** Start of INFORMATION SHOWN **

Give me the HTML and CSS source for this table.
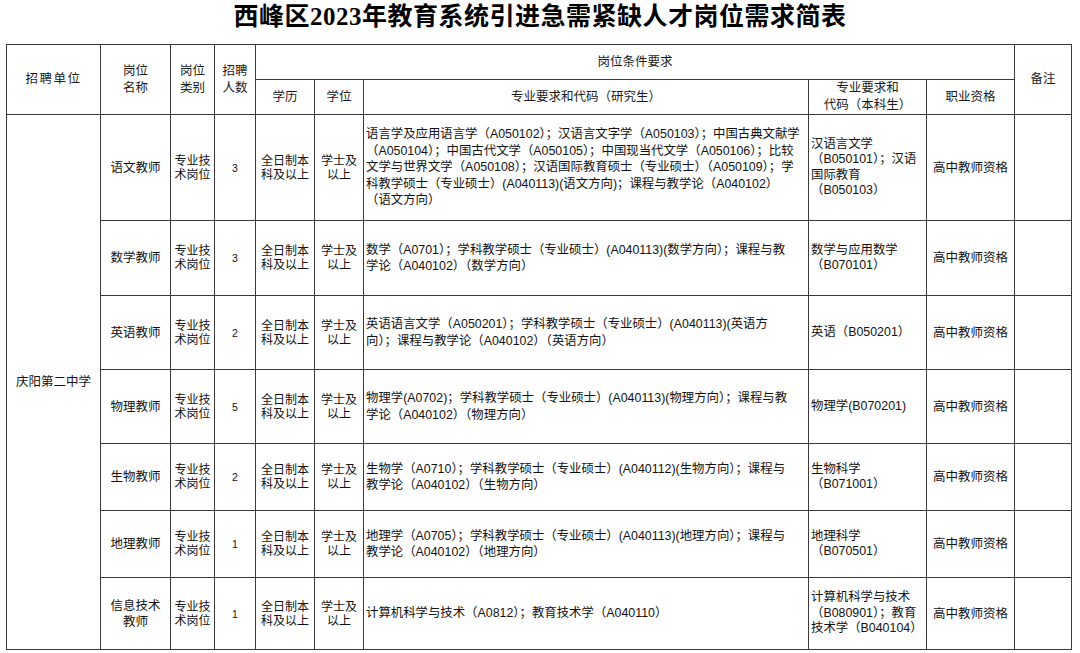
FILE: index.html
```html
<!DOCTYPE html>
<html lang="zh-CN">
<head>
<meta charset="utf-8">
<title>西峰区2023年教育系统引进急需紧缺人才岗位需求简表</title>
<link rel="stylesheet" href="styles.css">
</head>
<body>
<h1 class="title">西峰区2023年教育系统引进急需紧缺人才岗位需求简表</h1>
<table class="grid">
  <colgroup>
    <col class="c-unit"><col class="c-name"><col class="c-type"><col class="c-num">
    <col class="c-edu"><col class="c-deg"><col class="c-grad"><col class="c-ug">
    <col class="c-qual"><col class="c-note">
  </colgroup>
  <thead>
    <tr class="h1">
      <th rowspan="2" class="wide">招聘单位</th>
      <th rowspan="2">岗位<br>名称</th>
      <th rowspan="2">岗位<br>类别</th>
      <th rowspan="2">招聘<br>人数</th>
      <th colspan="5">岗位条件要求</th>
      <th rowspan="2">备注</th>
    </tr>
    <tr class="h2">
      <th>学历</th>
      <th>学位</th>
      <th>专业要求和代码（研究生）</th>
      <th>专业要求和<br>代码（本科生）</th>
      <th>职业资格</th>
    </tr>
  </thead>
  <tbody>
    <tr class="r1">
      <td rowspan="7" class="unit">庆阳第二中学</td>
      <td class="name">语文教师</td>
      <td class="two">专业技<br>术岗位</td>
      <td class="num">3</td>
      <td class="two">全日制本<br>科及以上</td>
      <td class="two">学士及<br>以上</td>
      <td class="grad">语言学及应用语言学（A050102）；汉语言文字学（A050103）；中国古典文献学<br>（A050104）；中国古代文学（A050105）；中国现当代文学（A050106）；比较<br>文学与世界文学（A050108）；汉语国际教育硕士（专业硕士）（A050109）；学<br>科教学硕士（专业硕士）(A040113)(语文方向)；课程与教学论（A040102）<br>（语文方向）</td>
      <td class="ug">汉语言文学<br>（B050101）；汉语<br>国际教育<br>（B050103）</td>
      <td class="qual">高中教师资格</td>
      <td></td>
    </tr>
    <tr class="r2">
      <td class="name">数学教师</td>
      <td class="two">专业技<br>术岗位</td>
      <td class="num">3</td>
      <td class="two">全日制本<br>科及以上</td>
      <td class="two">学士及<br>以上</td>
      <td class="grad">数学（A0701）；学科教学硕士（专业硕士）(A040113)(数学方向）；课程与教<br>学论（A040102）（数学方向）</td>
      <td class="ug">数学与应用数学<br>（B070101）</td>
      <td class="qual">高中教师资格</td>
      <td></td>
    </tr>
    <tr class="r3">
      <td class="name">英语教师</td>
      <td class="two">专业技<br>术岗位</td>
      <td class="num">2</td>
      <td class="two">全日制本<br>科及以上</td>
      <td class="two">学士及<br>以上</td>
      <td class="grad">英语语言文学（A050201）；学科教学硕士（专业硕士）(A040113)(英语方<br>向）；课程与教学论（A040102）（英语方向）</td>
      <td class="ug">英语（B050201）</td>
      <td class="qual">高中教师资格</td>
      <td></td>
    </tr>
    <tr class="r4">
      <td class="name">物理教师</td>
      <td class="two">专业技<br>术岗位</td>
      <td class="num">5</td>
      <td class="two">全日制本<br>科及以上</td>
      <td class="two">学士及<br>以上</td>
      <td class="grad">物理学(A0702)；学科教学硕士（专业硕士）(A040113)(物理方向）；课程与教<br>学论（A040102）（物理方向）</td>
      <td class="ug">物理学(B070201)</td>
      <td class="qual">高中教师资格</td>
      <td></td>
    </tr>
    <tr class="r5">
      <td class="name">生物教师</td>
      <td class="two">专业技<br>术岗位</td>
      <td class="num">2</td>
      <td class="two">全日制本<br>科及以上</td>
      <td class="two">学士及<br>以上</td>
      <td class="grad">生物学（A0710）；学科教学硕士（专业硕士）(A040112)(生物方向）；课程与<br>教学论（A040102）（生物方向）</td>
      <td class="ug">生物科学<br>（B071001）</td>
      <td class="qual">高中教师资格</td>
      <td></td>
    </tr>
    <tr class="r6">
      <td class="name">地理教师</td>
      <td class="two">专业技<br>术岗位</td>
      <td class="num">1</td>
      <td class="two">全日制本<br>科及以上</td>
      <td class="two">学士及<br>以上</td>
      <td class="grad">地理学（A0705）；学科教学硕士（专业硕士）(A040113)(地理方向）；课程与<br>教学论（A040102）（地理方向）</td>
      <td class="ug">地理科学<br>（B070501）</td>
      <td class="qual">高中教师资格</td>
      <td></td>
    </tr>
    <tr class="r7">
      <td class="name name2">信息技术<br>教师</td>
      <td class="two">专业技<br>术岗位</td>
      <td class="num">1</td>
      <td class="two">全日制本<br>科及以上</td>
      <td class="two">学士及<br>以上</td>
      <td class="grad">计算机科学与技术（A0812）；教育技术学（A040110）</td>
      <td class="ug">计算机科学与技术<br>（B080901）；教育<br>技术学（B040104）</td>
      <td class="qual">高中教师资格</td>
      <td></td>
    </tr>
  </tbody>
</table>
</body>
</html>
```
FILE: styles.css
```css
html, body {
  margin: 0;
  padding: 0;
  background: #ffffff;
}
body {
  font-family: "Liberation Sans", "Noto Sans CJK SC", sans-serif;
  color: #111111;
}
.title {
  margin: 0;
  height: 34px;
  line-height: 34px;
  text-align: center;
  font-family: "Liberation Serif", "Noto Sans CJK SC", serif;
  font-weight: 700;
  font-size: 25px;
  color: #000000;
  letter-spacing: 0.5px;
}
.grid {
  margin: 10px 0 0 6px;
  width: 1065px;
  table-layout: fixed;
  border-collapse: collapse;
  border: 1px solid #333333;
}
.c-unit { width: 94px; }
.c-name { width: 70px; }
.c-type { width: 44px; }
.c-num { width: 41px; }
.c-edu { width: 59px; }
.c-deg { width: 49px; }
.c-grad { width: 445px; }
.c-ug { width: 118px; }
.c-qual { width: 88px; }
.c-note { width: 57px; }
.grid th, .grid td {
  border: 1px solid #3a3a3a;
  padding: 0;
  vertical-align: middle;
  text-align: center;
  overflow: hidden;
}
.grid th {
  font-weight: 400;
  font-size: 12.5px;
  line-height: 17px;
  color: #1a1a1a;
}
.grid th.wide {
  letter-spacing: 1.5px;
}
.h1 { height: 35px; }
.h2 { height: 32px; }
.r1 { height: 106px; }
.r2 { height: 75px; }
.r3 { height: 74px; }
.r4 { height: 74px; }
.r5 { height: 67px; }
.r6 { height: 67px; }
.r7 { height: 72px; }
.grid td {
  font-size: 12px;
  line-height: 14px;
}
.grid td.unit {
  font-size: 12.5px;
}
.grid td.name {
  font-size: 12.5px;
}
.grid td.name2 {
  line-height: 16px;
}
.grid td.num {
  font-size: 10.5px;
}
.grid td.grad {
  text-align: left;
  padding-left: 2px;
  line-height: 16.5px;
  white-space: nowrap;
  font-size: 12.4px;
}
.grid td.ug {
  text-align: left;
  padding-left: 2px;
  line-height: 15.5px;
  white-space: nowrap;
  font-size: 12.4px;
}
.grid td.qual {
  font-size: 12.5px;
}
```
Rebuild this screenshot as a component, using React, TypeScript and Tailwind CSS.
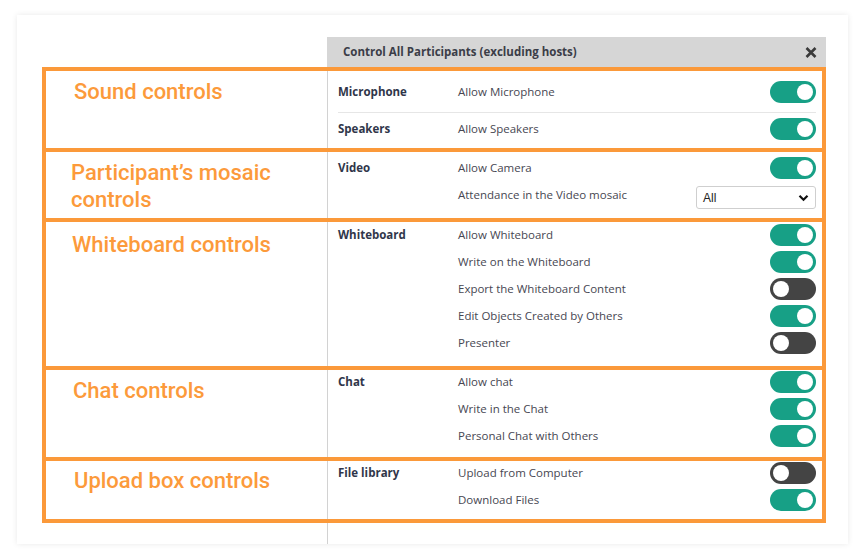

** End of INFORMATION SHOWN **

**INSTRUCTION:**
Drop the images and quote the entries word for word.

**OUTPUT OF THE EXERCISE:**
Give me the HTML and CSS source for this table.
FILE: index.html
```html
<!DOCTYPE html>
<html lang="zh-CN">
<head>
<meta charset="utf-8">
<title>西峰区2023年教育系统引进急需紧缺人才岗位需求简表</title>
<link rel="stylesheet" href="styles.css">
</head>
<body>
<h1 class="title">西峰区2023年教育系统引进急需紧缺人才岗位需求简表</h1>
<table class="grid">
  <colgroup>
    <col class="c-unit"><col class="c-name"><col class="c-type"><col class="c-num">
    <col class="c-edu"><col class="c-deg"><col class="c-grad"><col class="c-ug">
    <col class="c-qual"><col class="c-note">
  </colgroup>
  <thead>
    <tr class="h1">
      <th rowspan="2" class="wide">招聘单位</th>
      <th rowspan="2">岗位<br>名称</th>
      <th rowspan="2">岗位<br>类别</th>
      <th rowspan="2">招聘<br>人数</th>
      <th colspan="5">岗位条件要求</th>
      <th rowspan="2">备注</th>
    </tr>
    <tr class="h2">
      <th>学历</th>
      <th>学位</th>
      <th>专业要求和代码（研究生）</th>
      <th>专业要求和<br>代码（本科生）</th>
      <th>职业资格</th>
    </tr>
  </thead>
  <tbody>
    <tr class="r1">
      <td rowspan="7" class="unit">庆阳第二中学</td>
      <td class="name">语文教师</td>
      <td class="two">专业技<br>术岗位</td>
      <td class="num">3</td>
      <td class="two">全日制本<br>科及以上</td>
      <td class="two">学士及<br>以上</td>
      <td class="grad">语言学及应用语言学（A050102）；汉语言文字学（A050103）；中国古典文献学<br>（A050104）；中国古代文学（A050105）；中国现当代文学（A050106）；比较<br>文学与世界文学（A050108）；汉语国际教育硕士（专业硕士）（A050109）；学<br>科教学硕士（专业硕士）(A040113)(语文方向)；课程与教学论（A040102）<br>（语文方向）</td>
      <td class="ug">汉语言文学<br>（B050101）；汉语<br>国际教育<br>（B050103）</td>
      <td class="qual">高中教师资格</td>
      <td></td>
    </tr>
    <tr class="r2">
      <td class="name">数学教师</td>
      <td class="two">专业技<br>术岗位</td>
      <td class="num">3</td>
      <td class="two">全日制本<br>科及以上</td>
      <td class="two">学士及<br>以上</td>
      <td class="grad">数学（A0701）；学科教学硕士（专业硕士）(A040113)(数学方向）；课程与教<br>学论（A040102）（数学方向）</td>
      <td class="ug">数学与应用数学<br>（B070101）</td>
      <td class="qual">高中教师资格</td>
      <td></td>
    </tr>
    <tr class="r3">
      <td class="name">英语教师</td>
      <td class="two">专业技<br>术岗位</td>
      <td class="num">2</td>
      <td class="two">全日制本<br>科及以上</td>
      <td class="two">学士及<br>以上</td>
      <td class="grad">英语语言文学（A050201）；学科教学硕士（专业硕士）(A040113)(英语方<br>向）；课程与教学论（A040102）（英语方向）</td>
      <td class="ug">英语（B050201）</td>
      <td class="qual">高中教师资格</td>
      <td></td>
    </tr>
    <tr class="r4">
      <td class="name">物理教师</td>
      <td class="two">专业技<br>术岗位</td>
      <td class="num">5</td>
      <td class="two">全日制本<br>科及以上</td>
      <td class="two">学士及<br>以上</td>
      <td class="grad">物理学(A0702)；学科教学硕士（专业硕士）(A040113)(物理方向）；课程与教<br>学论（A040102）（物理方向）</td>
      <td class="ug">物理学(B070201)</td>
      <td class="qual">高中教师资格</td>
      <td></td>
    </tr>
    <tr class="r5">
      <td class="name">生物教师</td>
      <td class="two">专业技<br>术岗位</td>
      <td class="num">2</td>
      <td class="two">全日制本<br>科及以上</td>
      <td class="two">学士及<br>以上</td>
      <td class="grad">生物学（A0710）；学科教学硕士（专业硕士）(A040112)(生物方向）；课程与<br>教学论（A040102）（生物方向）</td>
      <td class="ug">生物科学<br>（B071001）</td>
      <td class="qual">高中教师资格</td>
      <td></td>
    </tr>
    <tr class="r6">
      <td class="name">地理教师</td>
      <td class="two">专业技<br>术岗位</td>
      <td class="num">1</td>
      <td class="two">全日制本<br>科及以上</td>
      <td class="two">学士及<br>以上</td>
      <td class="grad">地理学（A0705）；学科教学硕士（专业硕士）(A040113)(地理方向）；课程与<br>教学论（A040102）（地理方向）</td>
      <td class="ug">地理科学<br>（B070501）</td>
      <td class="qual">高中教师资格</td>
      <td></td>
    </tr>
    <tr class="r7">
      <td class="name name2">信息技术<br>教师</td>
      <td class="two">专业技<br>术岗位</td>
      <td class="num">1</td>
      <td class="two">全日制本<br>科及以上</td>
      <td class="two">学士及<br>以上</td>
      <td class="grad">计算机科学与技术（A0812）；教育技术学（A040110）</td>
      <td class="ug">计算机科学与技术<br>（B080901）；教育<br>技术学（B040104）</td>
      <td class="qual">高中教师资格</td>
      <td></td>
    </tr>
  </tbody>
</table>
</body>
</html>
```
FILE: styles.css
```css
html, body {
  margin: 0;
  padding: 0;
  background: #ffffff;
}
body {
  font-family: "Liberation Sans", "Noto Sans CJK SC", sans-serif;
  color: #111111;
}
.title {
  margin: 0;
  height: 34px;
  line-height: 34px;
  text-align: center;
  font-family: "Liberation Serif", "Noto Sans CJK SC", serif;
  font-weight: 700;
  font-size: 25px;
  color: #000000;
  letter-spacing: 0.5px;
}
.grid {
  margin: 10px 0 0 6px;
  width: 1065px;
  table-layout: fixed;
  border-collapse: collapse;
  border: 1px solid #333333;
}
.c-unit { width: 94px; }
.c-name { width: 70px; }
.c-type { width: 44px; }
.c-num { width: 41px; }
.c-edu { width: 59px; }
.c-deg { width: 49px; }
.c-grad { width: 445px; }
.c-ug { width: 118px; }
.c-qual { width: 88px; }
.c-note { width: 57px; }
.grid th, .grid td {
  border: 1px solid #3a3a3a;
  padding: 0;
  vertical-align: middle;
  text-align: center;
  overflow: hidden;
}
.grid th {
  font-weight: 400;
  font-size: 12.5px;
  line-height: 17px;
  color: #1a1a1a;
}
.grid th.wide {
  letter-spacing: 1.5px;
}
.h1 { height: 35px; }
.h2 { height: 32px; }
.r1 { height: 106px; }
.r2 { height: 75px; }
.r3 { height: 74px; }
.r4 { height: 74px; }
.r5 { height: 67px; }
.r6 { height: 67px; }
.r7 { height: 72px; }
.grid td {
  font-size: 12px;
  line-height: 14px;
}
.grid td.unit {
  font-size: 12.5px;
}
.grid td.name {
  font-size: 12.5px;
}
.grid td.name2 {
  line-height: 16px;
}
.grid td.num {
  font-size: 10.5px;
}
.grid td.grad {
  text-align: left;
  padding-left: 2px;
  line-height: 16.5px;
  white-space: nowrap;
  font-size: 12.4px;
}
.grid td.ug {
  text-align: left;
  padding-left: 2px;
  line-height: 15.5px;
  white-space: nowrap;
  font-size: 12.4px;
}
.grid td.qual {
  font-size: 12.5px;
}
```
Rebuild this screenshot as a component, using React, TypeScript and Tailwind CSS.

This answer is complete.